Here is one study on speeds and packet losses you might expect. I’ve seen another recently, but can’t find it.


#17

I just ran a command line speed test from GitHub - sivel/speedtest-cli: Command line interface for testing internet bandwidth using speedtest.net
Here are the results:
Retrieving speedtest.net configuration…
Testing from Comcast Business (XXX.XXX.XXX.XXX)…
Retrieving speedtest.net server list…
Selecting best server based on ping…
Hosted by Midco (Cambridge, MN) [67.54 km]: 32.904 ms
Testing download speed…
Download: 29.15 Mbit/s
Testing upload speed…
Upload: 6.26 Mbit/s


#18

And here is the same test from my home connection.
Retrieving speedtest.net configuration…
Testing from Comcast Cable (XXX.XXX.XXX.XXX)…
Retrieving speedtest.net server list…
Selecting best server based on ping…
Hosted by Fibernet Monticello (Monticello, MN) [32.94 km]: 35.534 ms
Testing download speed…
Download: 80.68 Mbit/s
Testing upload speed…
Upload: 6.26 Mbit/s


#19

Not bad (but not sure what, if anything, is promised).

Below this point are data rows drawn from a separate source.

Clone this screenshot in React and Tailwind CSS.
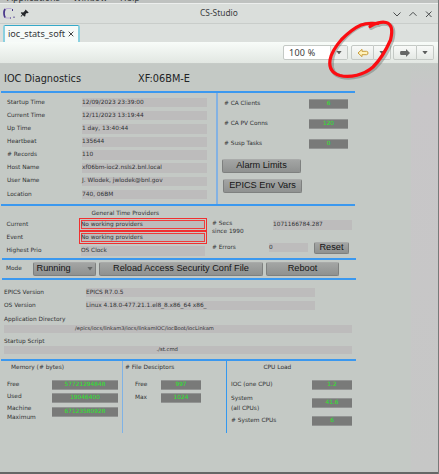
import React from "react";

const info = [
  ["Startup Time", "12/09/2023 23:39:00"],
  ["Current Time", "12/11/2023 13:19:44"],
  ["Up Time", "1 day, 13:40:44"],
  ["Heartbeat", "135644"],
  ["# Records", "110"],
  ["Host Name", "xf06bm-ioc2.nsls2.bnl.local"],
  ["User Name", "J. Wlodek, jwlodek@bnl.gov"],
  ["Location", "740, 06BM"],
];

const clients = [
  ["# CA Clients", "6"],
  ["# CA PV Conns", "120"],
  ["# Susp Tasks", "0"],
];

function Field({ className = "h-[9.5px]", children }) {
  return (
    <div className={"flex shrink-0 items-center bg-[#bdbcbc] " + className}>{children}</div>
  );
}

function Led({ className = "", children }) {
  return (
    <div
      className={
        "flex h-[10px] shrink-0 items-center justify-center border-y border-[#929493] bg-[#797a79] text-[#2ce62c] " +
        className
      }
    >
      {children}
    </div>
  );
}

function Button({ className = "", children }) {
  return (
    <button
      className={
        "flex shrink-0 items-center justify-center rounded-[2px] border border-[#7e807f] border-t-[#a9abaa] bg-linear-to-b from-[#a3a5a4] to-[#8f9190] font-['Liberation_Sans',sans-serif] text-[9.200px] leading-none text-[#151515] " +
        className
      }
    >
      {children}
    </button>
  );
}

function Caret({ className = "" }) {
  return (
    <svg viewBox="0 0 6 4" className={"h-[3.5px] w-[6px] shrink-0 " + className}>
      <path d="M0 0h6L3 4z" fill="currentColor" />
    </svg>
  );
}

function Rule({ className = "" }) {
  return <div className={"h-[2px] shrink-0 bg-[#3b98ef] " + className} />;
}

function TitleBar() {
  return (
    <div className="flex h-[20px] shrink-0 items-center justify-between border-t border-[#eceeed] bg-[#dadedb] pr-[5px] pl-[2px] text-[#3b3d3e]">
      <div className="flex items-center">
        <svg viewBox="0 0 28 18" className="h-[18px] w-[28px] shrink-0">
          <path d="M9.500 3.500H5Q2 4 2 7V10Q2 13 5 13H9" fill="none" stroke="#b9acd4" strokeWidth="1.200" />
          <path d="M3 4Q1 8 3 12.500" fill="none" stroke="#493889" strokeWidth="1.700" />
          <path d="M10.500 4v2M12 11.500v1.500M8 13h1" stroke="#493889" strokeWidth="1" />
          <path d="M23.500 4.500l3.200 3-1 .8-1-.2-1.200 1.200-.2 2-1 .3-1.500-1.600-1.600 1.700-.6-.5 1.600-1.600-1.400-1.500.4-.8 2 .1 1.600-1.400z" fill="#24272a" />
        </svg>
        <span className="pl-[170px] font-['Noto_Sans',sans-serif] text-[8.400px] leading-none">CS-Studio</span>
      </div>
      <svg viewBox="0 0 46 12" className="h-[12px] w-[46px] shrink-0" fill="none" stroke="#4a4d4e" strokeWidth="1">
        <path d="M6.500 4.500l3.500 3.500L13.500 4.500M22.500 7.800L26 4.300l3.500 3.500M39 3.500l5.500 5.500M44.500 3.500L39 9" />
      </svg>
    </div>
  );
}

function ToolBar() {
  const box = "flex h-[15px] items-center justify-center border border-[#c4c9c5] bg-linear-to-b from-[#f8faf8] to-[#e5e9e5] ";
  return (
    <div className="flex h-[22px] shrink-0 items-center justify-end border-b border-[#c6cbc7] bg-linear-to-b from-[#f8fcf9] to-[#e2e7e2] pr-[4px] text-[#5c5e5d]">
      <div className="flex h-[15px] w-[65px] items-center justify-between rounded-[2px] border border-[#c4c9c5] bg-white font-['Noto_Sans',sans-serif] text-[9px] leading-none text-[#393b3c]">
        <span className="pl-[5px] tracking-[0.25px]">100 %</span>
        <span className="flex h-full w-[17px] items-center justify-center border-l border-[#d8dcd9] bg-[#eceeec] text-[#5c5e5d]"><Caret /></span>
      </div>
      <div className={box + "ml-[3px] w-[23px] rounded-l-[2px]"}>
        <svg viewBox="0 0 12 10" className="h-[10px] w-[12px]">
          <path d="M1 5l4-3.700v2h4.500Q11 3.300 11 5t-1.500 1.700H5v2z" fill="#fff2ba" stroke="#c99d3b" strokeWidth="1" />
        </svg>
      </div>
      <div className={box + "w-[17px] rounded-r-[2px] border-l-0"}><Caret /></div>
      <div className={box + "ml-[2px] w-[24px] rounded-l-[2px]"}>
        <svg viewBox="0 0 12 10" className="h-[10px] w-[12px]">
          <path d="M11 5L7 .9v2H2Q1 2.900 1 5t1 2.100h5v2z" fill="#666867" />
        </svg>
      </div>
      <div className={box + "w-[17px] rounded-r-[2px] border-l-0"}><Caret /></div>
    </div>
  );
}

function GeneralInfo() {
  return (
    <div className="flex h-[111px] shrink-0">
      <div className="flex w-[215px] flex-col pt-[3px] pl-[6px]">
        {info.map(([label, value]) => (
          <div key={label} className="flex h-[13.130px] items-center">
            <span className="w-[75px]">{label}</span>
            <Field className="h-[9.500px] w-[125px]">{value}</Field>
          </div>
        ))}
      </div>
      <div className="w-[2px] bg-[#84b2e2]" />
      <div className="flex flex-col pt-[1.500px] pl-[6px]">
        {clients.map(([label, value]) => (
          <div key={label} className="flex h-[19.700px] items-center">
            <span className="w-[85px] text-[5.800px]">{label}</span>
            <Led className="w-[39px]">{value}</Led>
          </div>
        ))}
        <Button className="mt-[5.500px] ml-[-2px] h-[14px] w-[79px]">Alarm Limits</Button>
        <Button className="mt-[5.500px] ml-[-1px] h-[14px] w-[79px]">EPICS Env Vars</Button>
      </div>
    </div>
  );
}

function TimeProviders() {
  return (
    <div className="flex h-[52px] shrink-0 text-[5.800px]">
      <div className="w-[211px] pl-[5.500px]">
        <div className="flex h-[12px] items-center pt-[3px] pl-[85px]">General Time Providers</div>
        {["Current", "Event"].map((label) => (
          <div key={label} className="flex h-[13.200px] items-center">
            <span className="w-[72.500px]">{label}</span>
            <div className="h-[13.200px] w-[128px] border border-[#f03030] p-px">
              <div className="flex h-full items-center border border-[#ef3b3b] bg-[#bdbcbc]">
                <span className="ml-[-1px]">No working providers</span>
              </div>
            </div>
          </div>
        ))}
        <div className="flex h-[13px] items-center">
          <span className="w-[74.500px]">Highest Prio</span>
          <Field className="h-[9.500px] w-[124px]">OS Clock</Field>
        </div>
      </div>
      <div className="w-[142px]">
        <div className="flex h-[34px] items-start pt-[12.500px]">
          <span className="w-[61px] leading-[8px]"># Secs<br />since 1990</span>
          <Field className="mt-[1.500px] h-[9.500px] w-[79px]">1071166784.287</Field>
        </div>
        <div className="flex h-[15px] items-center">
          <span className="w-[57px]"># Errors</span>
          <Field className="h-[9.500px] w-[39px]">0</Field>
          <Button className="ml-[6px] h-[12px] w-[35px]">Reset</Button>
        </div>
      </div>
    </div>
  );
}

function Versions() {
  return (
    <div className="flex h-[79px] shrink-0 flex-col pt-[6px] pl-[3px] text-[5.850px]">
      <div className="flex h-[13px] items-center">
        <span className="w-[82px]">EPICS Version</span>
        <Field className="h-[9.500px] w-[229px]">EPICS R7.0.5</Field>
      </div>
      <div className="flex h-[13px] items-center">
        <span className="w-[82px]">OS Version</span>
        <Field className="h-[9.500px] w-[229px]">Linux 4.18.0-477.21.1.el8_8.x86_64 x86_</Field>
      </div>
      <div className="flex h-[12px] items-center pt-[4px]">Application Directory</div>
      <Field className="mt-[0.500px] h-[8.500px] w-[348px] pl-[71px] text-[5.200px]">/epics/iocs/linkam3/iocs/linkamIOC/iocBoot/iocLinkam</Field>
      <div className="flex h-[13px] items-center pt-[4px]">Startup Script</div>
      <Field className="h-[8px] w-[348px] pl-[152.500px] text-[5.300px]">./st.cmd</Field>
    </div>
  );
}

function Resources() {
  return (
    <div className="flex h-[72px] shrink-0">
      <div className="w-[121px] pl-[6px]">
        <div className="flex h-[17.500px] pt-[4px] pl-[4px]">Memory (# bytes)</div>
        <div className="flex h-[13px] items-center">
          <span className="w-[45px]">Free</span>
          <Led className="w-[66px]">57721294848</Led>
        </div>
        <div className="flex h-[13px] items-center">
          <span className="mt-[-3px] w-[45px]">Used</span>
          <Led className="w-[66px]">19046400</Led>
        </div>
        <div className="flex h-[15px] items-center">
          <span className="w-[45px] pt-[1px] leading-[8.500px]">Machine<br />Maximum</span>
          <Led className="mt-[-0.500px] w-[66px]">67123580928</Led>
        </div>
      </div>
      <div className="w-px bg-[#7fb2e6]" />
      <div className="w-[103px] pl-[2px]">
        <div className="flex h-[17.500px] pt-[4px]"># File Desciptors</div>
        <div className="flex h-[13px] items-center pl-[10px]">
          <span className="w-[26px]">Free</span>
          <Led className="w-[40px]">997</Led>
        </div>
        <div className="flex h-[13px] items-center pl-[10px]">
          <span className="w-[26px]">Max</span>
          <Led className="w-[40px]">1024</Led>
        </div>
      </div>
      <div className="w-px bg-[#3398f0]" />
      <div className="pl-[4px]">
        <div className="flex h-[17.500px] pt-[4px] pl-[32.500px]">CPU Load</div>
        <div className="flex h-[13px] items-center">
          <span className="w-[81px]">IOC (one CPU)</span>
          <Led className="w-[40px]">1.2</Led>
        </div>
        <div className="flex h-[23px] items-center">
          <span className="w-[81px] pt-[1px] leading-[9.800px]">System<br />(all CPUs)</span>
          <Led className="w-[40px]">41.6</Led>
        </div>
        <div className="flex h-[13px] items-center">
          <span className="w-[81px]"># System CPUs</span>
          <Led className="w-[40px]">6</Led>
        </div>
      </div>
    </div>
  );
}

export default function App() {
  return (
    <div className="relative flex h-[474px] w-[439px] flex-col overflow-hidden border-r border-[#777a79] bg-[#dadedb] font-['DejaVu_Sans',sans-serif] text-[5.850px] leading-none whitespace-nowrap text-[#303234]">
      <div className="flex h-[3px] shrink-0 items-end overflow-hidden bg-[#bfc2c0] pl-[7px] text-[8.700px] text-[#34383a]">
        <span className="w-[66px]">Applications</span>
        <span className="w-[47px]">Window</span>
        <span>Help</span>
      </div>
      <TitleBar />
      <div className="flex h-[19px] shrink-0 items-end border-t border-[#c9cdca] bg-[#dce0dd] pl-[3px]">
        <div className="flex h-[17px] w-[77px] items-center justify-between rounded-t-[2px] border-x-2 border-t border-x-[#8ad0df] border-t-[#36a9c8] bg-[#f6faf8] pr-[4px] pl-[3px] text-[9.150px] text-[#343638]">
          <span className="mt-[-1px] font-['Noto_Sans',sans-serif]">ioc_stats_soft</span>
          <svg viewBox="0 0 6 6" className="mt-[-1px] h-[6px] w-[6px]">
            <path d="M.7.7l4.600 4.600M5.300.7L.7 5.300" stroke="#444" strokeWidth="1" />
          </svg>
        </div>
      </div>
      <ToolBar />
      <div className="flex h-[408px] shrink-0 bg-[#c4c9c5]">
        <div className="flex w-[411px] flex-col pl-px">
          <div className="flex h-[26px] shrink-0 items-center pt-[4px] pl-[3px] text-[9.750px] text-[#222426]">
            <span className="w-[134px]">IOC Diagnostics</span>
            <span>XF:06BM-E</span>
          </div>
          <Rule className="mt-px w-[354px]" />
          <GeneralInfo />
          <Rule className="w-[354px]" />
          <TimeProviders />
          <Rule className="ml-px w-[354px]" />
          <div className="flex h-[18px] shrink-0 items-center pl-[5px]">
            <span className="w-[27px]">Mode</span>
            <Button className="h-[14px] w-[63px]">
              <span className="w-[50px] text-left">Running</span>
              <Caret className="text-[#646665]" />
            </Button>
            <Button className="ml-[3px] h-[14px] w-[164px]">Reload Access Security Conf File</Button>
            <Button className="ml-[3px] h-[14px] w-[73px]">Reboot</Button>
          </div>
          <Rule className="ml-px w-[354px]" />
          <Versions />
          <Rule className="w-[355px]" />
          <Resources />
        </div>
        <div className="flex-1 bg-linear-to-b from-[#c4c9c5] via-[#c8c6c8] via-8% to-[#c6c7c6]" />
      </div>
      <div className="h-[2px] shrink-0 bg-[#656766]" />
      <svg viewBox="0 0 439 474" className="pointer-events-none absolute inset-0 h-[474px] w-[439px]" fill="none" strokeLinecap="round" strokeLinejoin="round">
        <path d="M379 25C373 23 366 23 361 26C354 29 347 35 342 41C335 49 332 56 332 62C331 69 333 75 342 77C352 79 366 76 375 68C383 60 389 49 392 41C395 31 393 25 387 24C383 23 376 25 371 28" stroke="#606864" strokeOpacity=".4" strokeWidth="4" />
        <path d="M378 23.500C372 23 366 23 361 25C354 28 347 34 341.500 39.500C335 47 331 54 330 60C329 67 331 73 340 75.500C350 78 364 75 373 67C381 59 387 48 390.500 40C393 30 392 24 386 22.500C382 21.500 375 23 370 26.500" stroke="#fc0d12" strokeWidth="3.200" />
      </svg>
    </div>
  );
}
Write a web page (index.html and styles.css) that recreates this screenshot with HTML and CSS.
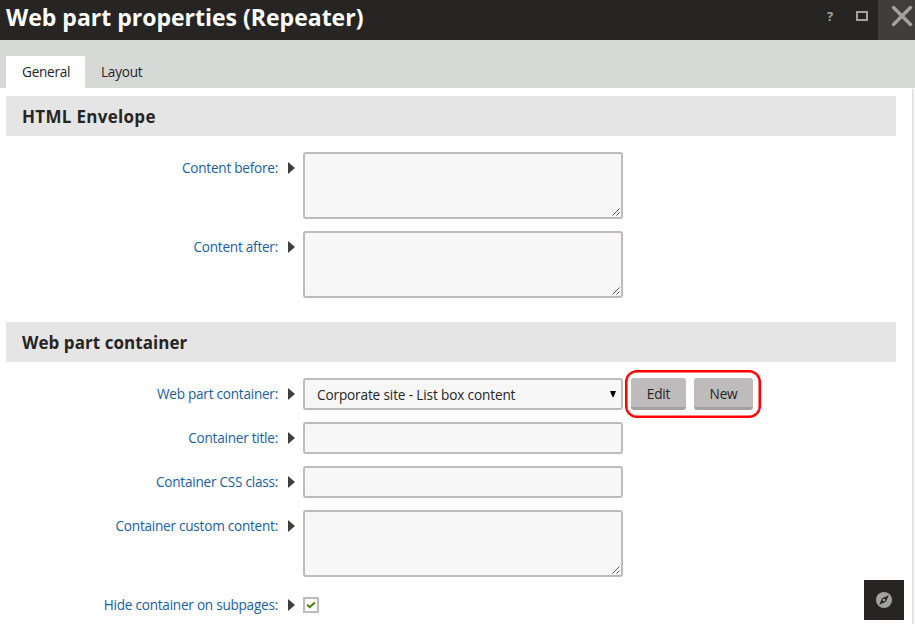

Maybe a full 50 MB dblock would take a bit over a minute.

One possible difference when initiating the connection from inside (on LAN) is that NAT can automatically work.

Coming in from outside (Internet) might require some help from application via Universal Plug and Play, or you.

You now have a lot of suggestions to try to isolate what’s going on, but it’s not particularly clear to me so far…


#20

Last night I did a capture of a verify command. Both hosts have public IP addresses. I opened the 2 captures and, as expected, the first packet in each capture has the same port numbers and timestamp. However I find that the sequence numbers don’t line up.